• _Data listing_:

--*--

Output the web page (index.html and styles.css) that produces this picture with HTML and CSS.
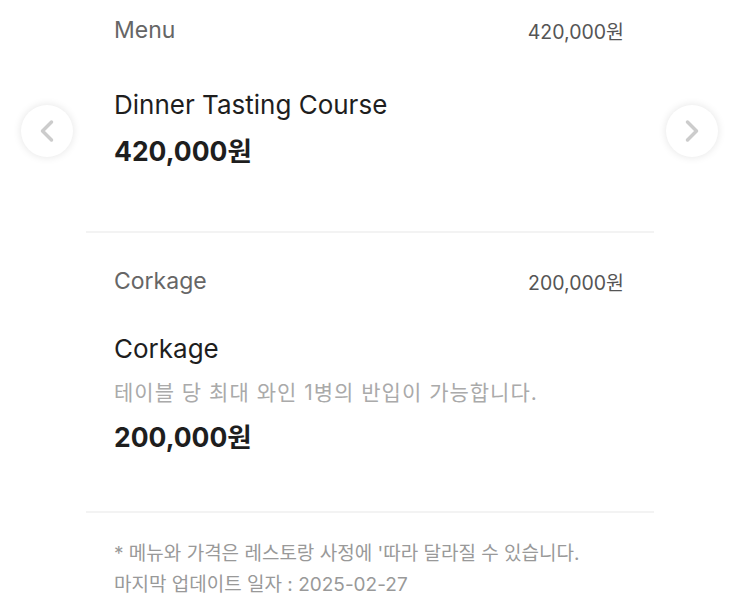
FILE: index.html
```html
<!DOCTYPE html>
<html lang="ko">
<head>
<meta charset="utf-8">
<title>Menu</title>
<link rel="stylesheet" href="styles.css">
</head>
<body>
<div class="page">
  <button class="nav nav--prev" aria-label="이전">
    <svg viewBox="0 0 24 24" width="24" height="24"><path d="M16.5 3 L7.5 12 L16.5 21" fill="none" stroke="#cccccc" stroke-width="3.5" stroke-linecap="round" stroke-linejoin="round"/></svg>
  </button>
  <button class="nav nav--next" aria-label="다음">
    <svg viewBox="0 0 24 24" width="24" height="24"><path d="M7.5 3 L16.5 12 L7.5 21" fill="none" stroke="#cccccc" stroke-width="3.5" stroke-linecap="round" stroke-linejoin="round"/></svg>
  </button>

  <div class="list">
    <section class="item item--first">
      <div class="item-head">
        <span class="item-cat">Menu</span>
        <span class="item-sum">420,000원</span>
      </div>
      <div class="item-body">
        <h3 class="item-title">Dinner Tasting Course</h3>
        <p class="item-price">420,000원</p>
      </div>
    </section>

    <section class="item">
      <div class="item-head">
        <span class="item-cat">Corkage</span>
        <span class="item-sum">200,000원</span>
      </div>
      <div class="item-body">
        <h3 class="item-title">Corkage</h3>
        <p class="item-desc">테이블 당 최대 와인 1병의 반입이 가능합니다.</p>
        <p class="item-price">200,000원</p>
      </div>
    </section>

    <footer class="notes">
      <p>* 메뉴와 가격은 레스토랑 사정에 '따라 달라질 수 있습니다.</p>
      <p>마지막 업데이트 일자 : 2025-02-27</p>
    </footer>
  </div>
</div>
</body>
</html>
```

FILE: styles.css
```css
* { box-sizing: border-box; }
html, body {
  margin: 0;
  padding: 0;
  background: #ffffff;
}
body {
  font-family: Inter, "Noto Sans CJK KR", sans-serif;
  color: #222;
}
.page {
  position: relative;
  width: 734px;
  height: 616px;
  overflow: hidden;
}
.nav {
  position: absolute;
  top: 105px;
  width: 52px;
  height: 52px;
  border-radius: 50%;
  border: none;
  background: #fff;
  box-shadow: 0 0 9px rgba(0,0,0,0.11);
  display: flex;
  align-items: center;
  justify-content: center;
  padding: 0;
}
.nav--prev { left: 21px; }
.nav--next { left: 666px; }

.list {
  width: 568px;
  margin-left: 86px;
}
.item {
  padding: 33px 30px 57px 28px;
  border-bottom: 2px solid #f3f3f3;
}
.item--first {
  padding-top: 15px;
  padding-bottom: 63px;
}
.item-head {
  display: flex;
  justify-content: space-between;
  align-items: center;
  height: 30px;
}
.item-cat {
  font-size: 23px;
  color: #666;
}
.item-sum {
  font-size: 19.5px;
  color: #555;
}
.item-body {
  margin-top: 36px;
  display: flex;
  flex-direction: column;
  gap: 12px;
}
.item--first .item-body { margin-top: 43px; }
.item-title {
  margin: 0;
  font-size: 26px;
  line-height: 34px;
  font-weight: 400;
  color: #1e1e1e;
}
.item-desc {
  margin: 0;
  font-size: 21px;
  line-height: 30px;
  letter-spacing: 1px;
  color: #aaa;
}
.item-price {
  margin: 0;
  font-size: 26.5px;
  line-height: 34px;
  font-weight: 700;
  color: #1e1e1e;
}
.notes {
  padding: 25px 28px 0;
  color: #999;
  font-size: 19px;
  line-height: 31px;
}
.notes p { margin: 0; }
```
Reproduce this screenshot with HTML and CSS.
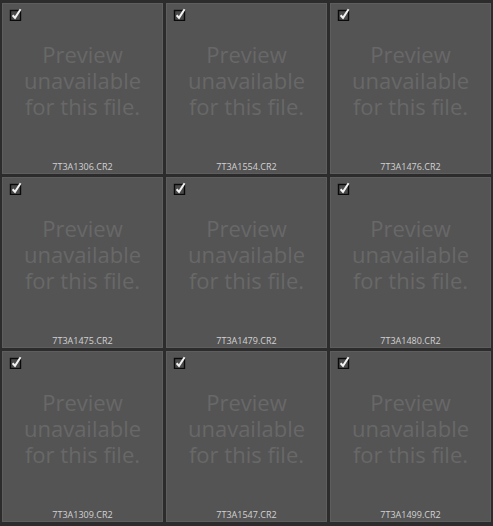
FILE: index.html
```html
<!DOCTYPE html>
<html>
<head>
<meta charset="utf-8">
<link rel="stylesheet" href="styles.css">
</head>
<body>
<div class="grid">
  <div class="cell"><svg class="check" width="14" height="14" viewBox="0 0 14 14"><rect x="1.5" y="3.5" width="10" height="10" fill="#4a4a4a" stroke="#0a0a0a" stroke-width="1.4"/><path d="M3.6 8.2 L6 10.8 L11.6 2.2" fill="none" stroke="#f2f2f2" stroke-width="2"/></svg><div class="msg"><span>Preview</span><span>unavailable</span><span>for this file.</span></div><div class="name">7T3A1306.CR2</div></div>
  <div class="cell"><svg class="check" width="14" height="14" viewBox="0 0 14 14"><rect x="1.5" y="3.5" width="10" height="10" fill="#4a4a4a" stroke="#0a0a0a" stroke-width="1.4"/><path d="M3.6 8.2 L6 10.8 L11.6 2.2" fill="none" stroke="#f2f2f2" stroke-width="2"/></svg><div class="msg"><span>Preview</span><span>unavailable</span><span>for this file.</span></div><div class="name">7T3A1554.CR2</div></div>
  <div class="cell"><svg class="check" width="14" height="14" viewBox="0 0 14 14"><rect x="1.5" y="3.5" width="10" height="10" fill="#4a4a4a" stroke="#0a0a0a" stroke-width="1.4"/><path d="M3.6 8.2 L6 10.8 L11.6 2.2" fill="none" stroke="#f2f2f2" stroke-width="2"/></svg><div class="msg"><span>Preview</span><span>unavailable</span><span>for this file.</span></div><div class="name">7T3A1476.CR2</div></div>
  <div class="cell"><svg class="check" width="14" height="14" viewBox="0 0 14 14"><rect x="1.5" y="3.5" width="10" height="10" fill="#4a4a4a" stroke="#0a0a0a" stroke-width="1.4"/><path d="M3.6 8.2 L6 10.8 L11.6 2.2" fill="none" stroke="#f2f2f2" stroke-width="2"/></svg><div class="msg"><span>Preview</span><span>unavailable</span><span>for this file.</span></div><div class="name">7T3A1475.CR2</div></div>
  <div class="cell"><svg class="check" width="14" height="14" viewBox="0 0 14 14"><rect x="1.5" y="3.5" width="10" height="10" fill="#4a4a4a" stroke="#0a0a0a" stroke-width="1.4"/><path d="M3.6 8.2 L6 10.8 L11.6 2.2" fill="none" stroke="#f2f2f2" stroke-width="2"/></svg><div class="msg"><span>Preview</span><span>unavailable</span><span>for this file.</span></div><div class="name">7T3A1479.CR2</div></div>
  <div class="cell"><svg class="check" width="14" height="14" viewBox="0 0 14 14"><rect x="1.5" y="3.5" width="10" height="10" fill="#4a4a4a" stroke="#0a0a0a" stroke-width="1.4"/><path d="M3.6 8.2 L6 10.8 L11.6 2.2" fill="none" stroke="#f2f2f2" stroke-width="2"/></svg><div class="msg"><span>Preview</span><span>unavailable</span><span>for this file.</span></div><div class="name">7T3A1480.CR2</div></div>
  <div class="cell"><svg class="check" width="14" height="14" viewBox="0 0 14 14"><rect x="1.5" y="3.5" width="10" height="10" fill="#4a4a4a" stroke="#0a0a0a" stroke-width="1.4"/><path d="M3.6 8.2 L6 10.8 L11.6 2.2" fill="none" stroke="#f2f2f2" stroke-width="2"/></svg><div class="msg"><span>Preview</span><span>unavailable</span><span>for this file.</span></div><div class="name">7T3A1309.CR2</div></div>
  <div class="cell"><svg class="check" width="14" height="14" viewBox="0 0 14 14"><rect x="1.5" y="3.5" width="10" height="10" fill="#4a4a4a" stroke="#0a0a0a" stroke-width="1.4"/><path d="M3.6 8.2 L6 10.8 L11.6 2.2" fill="none" stroke="#f2f2f2" stroke-width="2"/></svg><div class="msg"><span>Preview</span><span>unavailable</span><span>for this file.</span></div><div class="name">7T3A1547.CR2</div></div>
  <div class="cell"><svg class="check" width="14" height="14" viewBox="0 0 14 14"><rect x="1.5" y="3.5" width="10" height="10" fill="#4a4a4a" stroke="#0a0a0a" stroke-width="1.4"/><path d="M3.6 8.2 L6 10.8 L11.6 2.2" fill="none" stroke="#f2f2f2" stroke-width="2"/></svg><div class="msg"><span>Preview</span><span>unavailable</span><span>for this file.</span></div><div class="name">7T3A1499.CR2</div></div>
</div>
</body>
</html>
```

FILE: styles.css
```css
html, body {
  margin: 0;
  padding: 0;
  background: #2c2c2c;
  width: 493px;
  height: 526px;
  overflow: hidden;
}
.grid {
  display: grid;
  grid-template-columns: repeat(3, 161px);
  grid-template-rows: repeat(3, 171px);
  gap: 3px;
  padding: 3px 0 0 2px;
}
.cell {
  box-sizing: border-box;
  background: #545454;
  border: 1px solid #5e5e5e;
  display: flex;
  flex-direction: column;
  align-items: flex-start;
  padding: 3px 0 0 6px;
  font-family: "Open Sans", "Noto Sans", sans-serif;
}
.check {
  display: block;
  flex: none;
}
.msg {
  align-self: stretch;
  margin: 20px 0 0 -6px;
  display: flex;
  flex-direction: column;
  align-items: center;
  font-size: 22px;
  line-height: 26px;
  color: #686868;
}
.msg span {
  display: block;
  height: 26px;
  white-space: nowrap;
}
.name {
  align-self: stretch;
  margin: auto 0 0 -6px;
  text-align: center;
  font-size: 9px;
  line-height: 10px;
  padding-bottom: 1px;
  color: #d2d2d2;
}
```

--*--

• _Stated problem_:
Isolate the lines above that contain the word "with" and copy them.

• _Task result_:
Output the web page (index.html and styles.css) that produces this picture with HTML and CSS.
Reproduce this screenshot with HTML and CSS.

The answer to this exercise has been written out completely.